# Supplied material:
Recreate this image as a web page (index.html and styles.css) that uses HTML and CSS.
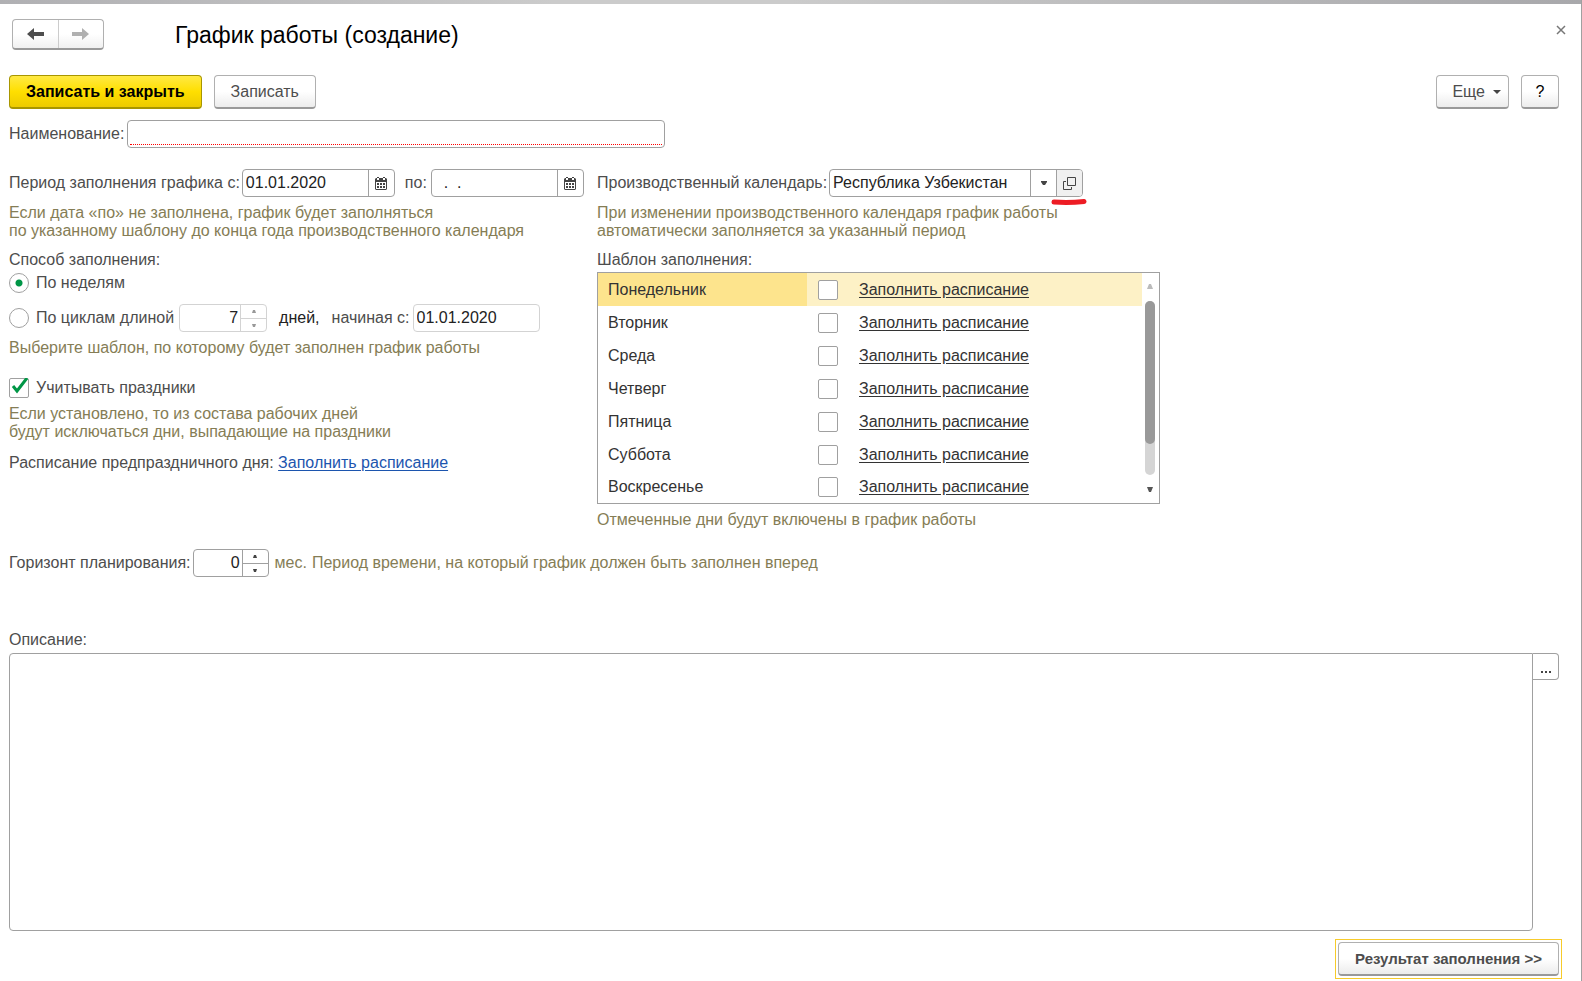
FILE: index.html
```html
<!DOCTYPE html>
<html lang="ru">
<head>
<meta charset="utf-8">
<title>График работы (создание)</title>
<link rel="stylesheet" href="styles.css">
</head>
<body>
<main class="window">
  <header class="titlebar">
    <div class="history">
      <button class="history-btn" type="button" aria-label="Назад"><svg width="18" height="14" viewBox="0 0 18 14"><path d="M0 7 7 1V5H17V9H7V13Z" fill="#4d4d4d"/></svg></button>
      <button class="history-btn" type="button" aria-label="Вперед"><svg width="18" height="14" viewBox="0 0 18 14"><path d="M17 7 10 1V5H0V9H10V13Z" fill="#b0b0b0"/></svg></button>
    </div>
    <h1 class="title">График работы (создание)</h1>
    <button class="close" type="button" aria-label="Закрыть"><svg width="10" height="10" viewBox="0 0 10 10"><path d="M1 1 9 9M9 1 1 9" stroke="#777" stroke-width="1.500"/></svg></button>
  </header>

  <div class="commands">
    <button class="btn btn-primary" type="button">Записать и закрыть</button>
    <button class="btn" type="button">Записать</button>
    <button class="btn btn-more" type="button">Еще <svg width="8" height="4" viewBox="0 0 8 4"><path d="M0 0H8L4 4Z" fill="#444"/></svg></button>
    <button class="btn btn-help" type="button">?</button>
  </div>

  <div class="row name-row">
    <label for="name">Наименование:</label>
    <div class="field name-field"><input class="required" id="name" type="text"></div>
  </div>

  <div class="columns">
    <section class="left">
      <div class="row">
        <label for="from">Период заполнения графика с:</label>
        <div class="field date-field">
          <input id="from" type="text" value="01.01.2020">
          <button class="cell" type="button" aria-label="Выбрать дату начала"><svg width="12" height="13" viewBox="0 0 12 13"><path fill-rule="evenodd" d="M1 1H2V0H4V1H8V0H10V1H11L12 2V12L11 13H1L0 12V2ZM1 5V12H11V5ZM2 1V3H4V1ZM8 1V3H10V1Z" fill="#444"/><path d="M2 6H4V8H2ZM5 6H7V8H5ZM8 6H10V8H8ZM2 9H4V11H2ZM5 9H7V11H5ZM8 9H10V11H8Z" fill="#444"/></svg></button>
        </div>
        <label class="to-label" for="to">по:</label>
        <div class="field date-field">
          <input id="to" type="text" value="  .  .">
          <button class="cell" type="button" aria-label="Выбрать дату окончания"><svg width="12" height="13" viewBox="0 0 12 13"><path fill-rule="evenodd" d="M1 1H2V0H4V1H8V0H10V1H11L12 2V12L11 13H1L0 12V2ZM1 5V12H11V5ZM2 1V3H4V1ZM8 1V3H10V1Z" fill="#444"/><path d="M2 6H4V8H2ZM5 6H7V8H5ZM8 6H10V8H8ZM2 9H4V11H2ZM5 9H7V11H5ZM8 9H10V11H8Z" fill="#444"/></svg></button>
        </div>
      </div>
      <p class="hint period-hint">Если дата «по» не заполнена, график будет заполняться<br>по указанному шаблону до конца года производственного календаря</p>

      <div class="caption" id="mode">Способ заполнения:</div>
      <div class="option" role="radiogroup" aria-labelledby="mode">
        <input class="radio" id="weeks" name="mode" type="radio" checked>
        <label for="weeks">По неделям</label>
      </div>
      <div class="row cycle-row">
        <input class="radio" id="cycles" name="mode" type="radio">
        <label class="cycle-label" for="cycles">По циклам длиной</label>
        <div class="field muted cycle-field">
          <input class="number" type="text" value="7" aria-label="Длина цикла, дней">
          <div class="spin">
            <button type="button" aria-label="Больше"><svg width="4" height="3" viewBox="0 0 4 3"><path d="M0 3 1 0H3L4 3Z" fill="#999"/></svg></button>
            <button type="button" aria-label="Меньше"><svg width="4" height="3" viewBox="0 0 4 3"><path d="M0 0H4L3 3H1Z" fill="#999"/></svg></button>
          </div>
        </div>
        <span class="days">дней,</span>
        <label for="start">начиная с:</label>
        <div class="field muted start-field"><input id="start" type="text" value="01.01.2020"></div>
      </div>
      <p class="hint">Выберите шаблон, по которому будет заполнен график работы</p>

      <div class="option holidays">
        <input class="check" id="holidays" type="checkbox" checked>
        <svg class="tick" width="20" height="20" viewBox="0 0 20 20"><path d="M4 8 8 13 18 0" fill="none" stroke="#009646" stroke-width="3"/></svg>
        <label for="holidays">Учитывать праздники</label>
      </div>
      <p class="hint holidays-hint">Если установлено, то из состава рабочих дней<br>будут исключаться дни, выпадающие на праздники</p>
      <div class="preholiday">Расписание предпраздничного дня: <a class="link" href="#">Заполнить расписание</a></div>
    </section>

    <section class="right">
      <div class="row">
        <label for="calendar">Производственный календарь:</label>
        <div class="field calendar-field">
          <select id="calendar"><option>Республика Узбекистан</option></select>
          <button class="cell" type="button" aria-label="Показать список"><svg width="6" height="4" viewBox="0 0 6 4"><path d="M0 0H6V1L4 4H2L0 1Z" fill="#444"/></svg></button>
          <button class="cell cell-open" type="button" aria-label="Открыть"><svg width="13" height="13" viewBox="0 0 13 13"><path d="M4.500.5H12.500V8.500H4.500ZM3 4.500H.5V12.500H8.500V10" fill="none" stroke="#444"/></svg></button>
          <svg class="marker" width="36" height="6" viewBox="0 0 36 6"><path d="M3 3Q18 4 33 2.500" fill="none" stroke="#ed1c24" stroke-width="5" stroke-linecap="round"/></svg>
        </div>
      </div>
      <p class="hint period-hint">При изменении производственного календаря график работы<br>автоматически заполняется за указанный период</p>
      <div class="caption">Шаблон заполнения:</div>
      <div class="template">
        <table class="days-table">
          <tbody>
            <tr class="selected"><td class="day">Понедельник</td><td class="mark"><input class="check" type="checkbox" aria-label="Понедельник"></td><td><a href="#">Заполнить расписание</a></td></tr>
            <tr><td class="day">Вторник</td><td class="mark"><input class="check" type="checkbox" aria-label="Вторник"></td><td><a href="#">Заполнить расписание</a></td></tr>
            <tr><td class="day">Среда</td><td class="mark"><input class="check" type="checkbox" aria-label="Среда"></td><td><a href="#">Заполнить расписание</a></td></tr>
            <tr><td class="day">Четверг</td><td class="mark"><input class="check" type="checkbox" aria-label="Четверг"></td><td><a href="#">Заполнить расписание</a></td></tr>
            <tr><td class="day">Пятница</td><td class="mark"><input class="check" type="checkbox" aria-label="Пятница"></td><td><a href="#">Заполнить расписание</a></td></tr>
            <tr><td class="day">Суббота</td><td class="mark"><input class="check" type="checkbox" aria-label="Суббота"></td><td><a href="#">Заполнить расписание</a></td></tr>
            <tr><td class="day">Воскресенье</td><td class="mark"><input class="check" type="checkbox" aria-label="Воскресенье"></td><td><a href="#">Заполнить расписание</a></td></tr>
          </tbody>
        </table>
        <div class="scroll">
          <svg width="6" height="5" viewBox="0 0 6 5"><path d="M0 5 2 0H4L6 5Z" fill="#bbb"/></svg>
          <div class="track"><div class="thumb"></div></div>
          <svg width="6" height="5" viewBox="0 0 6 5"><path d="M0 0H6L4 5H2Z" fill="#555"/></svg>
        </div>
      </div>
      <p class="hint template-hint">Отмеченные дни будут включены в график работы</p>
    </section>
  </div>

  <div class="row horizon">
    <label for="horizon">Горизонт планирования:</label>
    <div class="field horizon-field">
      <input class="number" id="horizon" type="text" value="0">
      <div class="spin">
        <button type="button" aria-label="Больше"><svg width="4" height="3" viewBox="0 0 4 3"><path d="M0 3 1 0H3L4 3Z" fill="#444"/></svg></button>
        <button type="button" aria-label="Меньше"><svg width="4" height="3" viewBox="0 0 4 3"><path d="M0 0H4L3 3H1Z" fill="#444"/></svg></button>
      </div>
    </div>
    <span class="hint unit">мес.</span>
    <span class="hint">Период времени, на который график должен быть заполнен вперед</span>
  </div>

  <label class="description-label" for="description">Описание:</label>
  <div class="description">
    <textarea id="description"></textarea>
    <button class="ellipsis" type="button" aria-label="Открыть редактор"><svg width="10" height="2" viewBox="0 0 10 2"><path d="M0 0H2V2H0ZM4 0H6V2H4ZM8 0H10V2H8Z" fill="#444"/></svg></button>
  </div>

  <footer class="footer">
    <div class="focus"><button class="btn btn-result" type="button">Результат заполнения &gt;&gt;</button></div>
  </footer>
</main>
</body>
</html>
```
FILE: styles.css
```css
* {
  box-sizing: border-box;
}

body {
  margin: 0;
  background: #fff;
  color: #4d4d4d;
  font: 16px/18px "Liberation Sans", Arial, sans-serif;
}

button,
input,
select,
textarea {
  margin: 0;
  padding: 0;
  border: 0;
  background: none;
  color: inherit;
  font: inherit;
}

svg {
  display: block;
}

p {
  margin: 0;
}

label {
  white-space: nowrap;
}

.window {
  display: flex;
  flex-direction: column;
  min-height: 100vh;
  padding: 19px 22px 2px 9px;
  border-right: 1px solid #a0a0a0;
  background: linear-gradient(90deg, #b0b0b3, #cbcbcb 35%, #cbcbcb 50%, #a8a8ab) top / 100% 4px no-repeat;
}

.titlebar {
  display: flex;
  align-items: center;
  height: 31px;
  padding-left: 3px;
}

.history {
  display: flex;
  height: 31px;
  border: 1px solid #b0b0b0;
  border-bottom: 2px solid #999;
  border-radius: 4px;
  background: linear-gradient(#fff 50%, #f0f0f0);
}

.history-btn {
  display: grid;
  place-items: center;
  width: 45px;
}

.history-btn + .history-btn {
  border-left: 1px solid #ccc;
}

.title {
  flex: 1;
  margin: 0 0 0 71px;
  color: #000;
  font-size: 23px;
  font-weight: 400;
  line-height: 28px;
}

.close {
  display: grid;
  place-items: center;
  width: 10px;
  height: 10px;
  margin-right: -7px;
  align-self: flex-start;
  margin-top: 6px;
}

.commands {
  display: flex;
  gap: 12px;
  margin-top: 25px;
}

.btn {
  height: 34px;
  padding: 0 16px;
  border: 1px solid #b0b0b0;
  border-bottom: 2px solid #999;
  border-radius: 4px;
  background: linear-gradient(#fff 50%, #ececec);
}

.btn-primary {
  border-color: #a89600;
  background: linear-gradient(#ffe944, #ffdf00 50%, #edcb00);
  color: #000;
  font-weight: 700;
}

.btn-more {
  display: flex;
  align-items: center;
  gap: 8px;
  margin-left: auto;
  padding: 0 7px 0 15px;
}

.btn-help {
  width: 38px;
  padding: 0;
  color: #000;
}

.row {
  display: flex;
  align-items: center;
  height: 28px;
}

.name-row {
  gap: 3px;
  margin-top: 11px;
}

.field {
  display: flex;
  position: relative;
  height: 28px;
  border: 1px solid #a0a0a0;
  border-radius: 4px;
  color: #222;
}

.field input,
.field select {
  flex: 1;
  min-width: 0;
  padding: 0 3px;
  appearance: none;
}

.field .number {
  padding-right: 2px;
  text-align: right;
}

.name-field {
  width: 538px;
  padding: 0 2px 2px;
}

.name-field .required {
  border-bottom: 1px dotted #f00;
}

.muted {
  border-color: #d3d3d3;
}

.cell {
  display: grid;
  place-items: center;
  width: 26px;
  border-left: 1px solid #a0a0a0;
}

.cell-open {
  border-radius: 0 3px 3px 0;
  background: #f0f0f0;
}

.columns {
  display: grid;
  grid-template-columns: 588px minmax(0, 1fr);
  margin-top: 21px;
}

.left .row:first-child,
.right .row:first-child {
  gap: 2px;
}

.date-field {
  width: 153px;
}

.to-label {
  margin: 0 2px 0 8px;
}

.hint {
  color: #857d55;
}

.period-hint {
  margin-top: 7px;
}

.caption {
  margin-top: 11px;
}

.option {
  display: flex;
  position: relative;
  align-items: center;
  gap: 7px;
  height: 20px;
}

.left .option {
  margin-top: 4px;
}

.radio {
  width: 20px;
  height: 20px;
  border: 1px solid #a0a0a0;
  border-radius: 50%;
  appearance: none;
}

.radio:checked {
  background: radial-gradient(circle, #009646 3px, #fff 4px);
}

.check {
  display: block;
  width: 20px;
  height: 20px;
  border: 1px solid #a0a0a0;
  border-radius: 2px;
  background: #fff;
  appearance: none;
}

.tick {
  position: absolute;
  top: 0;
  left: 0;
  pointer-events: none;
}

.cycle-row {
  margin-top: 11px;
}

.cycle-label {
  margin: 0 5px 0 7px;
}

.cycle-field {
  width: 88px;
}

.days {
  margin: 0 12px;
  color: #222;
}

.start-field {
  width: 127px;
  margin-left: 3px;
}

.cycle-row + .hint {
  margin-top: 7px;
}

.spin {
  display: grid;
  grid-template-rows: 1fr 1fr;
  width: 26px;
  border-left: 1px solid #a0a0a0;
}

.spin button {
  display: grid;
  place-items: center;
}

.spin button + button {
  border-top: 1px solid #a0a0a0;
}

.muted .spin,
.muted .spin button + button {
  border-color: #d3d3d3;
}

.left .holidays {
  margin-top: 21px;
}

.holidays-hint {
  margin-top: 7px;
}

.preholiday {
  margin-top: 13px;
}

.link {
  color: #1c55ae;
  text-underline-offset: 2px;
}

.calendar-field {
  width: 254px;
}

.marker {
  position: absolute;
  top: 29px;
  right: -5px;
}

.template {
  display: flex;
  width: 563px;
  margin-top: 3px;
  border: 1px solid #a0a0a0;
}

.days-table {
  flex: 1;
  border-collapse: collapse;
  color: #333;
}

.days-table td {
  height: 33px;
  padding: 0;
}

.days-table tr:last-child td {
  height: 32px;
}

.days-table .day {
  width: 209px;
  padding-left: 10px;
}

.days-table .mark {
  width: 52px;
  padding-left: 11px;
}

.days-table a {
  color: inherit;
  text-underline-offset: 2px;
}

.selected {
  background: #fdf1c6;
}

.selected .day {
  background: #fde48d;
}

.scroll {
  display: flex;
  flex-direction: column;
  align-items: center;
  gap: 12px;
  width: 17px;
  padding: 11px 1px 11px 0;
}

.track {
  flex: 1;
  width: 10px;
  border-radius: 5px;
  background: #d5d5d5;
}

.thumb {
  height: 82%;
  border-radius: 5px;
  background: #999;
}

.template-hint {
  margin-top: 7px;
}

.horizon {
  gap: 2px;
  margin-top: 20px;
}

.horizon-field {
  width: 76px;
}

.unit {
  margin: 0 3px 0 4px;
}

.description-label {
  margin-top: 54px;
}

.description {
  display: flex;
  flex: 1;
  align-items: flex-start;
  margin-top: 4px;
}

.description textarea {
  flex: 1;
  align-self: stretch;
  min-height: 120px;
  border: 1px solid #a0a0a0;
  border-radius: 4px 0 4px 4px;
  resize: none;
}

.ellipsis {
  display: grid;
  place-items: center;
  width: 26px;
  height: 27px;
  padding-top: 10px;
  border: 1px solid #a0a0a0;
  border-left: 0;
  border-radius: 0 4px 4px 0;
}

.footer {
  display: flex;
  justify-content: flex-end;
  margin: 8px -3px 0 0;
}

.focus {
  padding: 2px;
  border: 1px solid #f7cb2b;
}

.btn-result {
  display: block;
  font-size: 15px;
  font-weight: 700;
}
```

# Required work:
Copy every line above that holds the word "styles".

# Written response:
Recreate this image as a web page (index.html and styles.css) that uses HTML and CSS.
<link rel="stylesheet" href="styles.css">
FILE: styles.css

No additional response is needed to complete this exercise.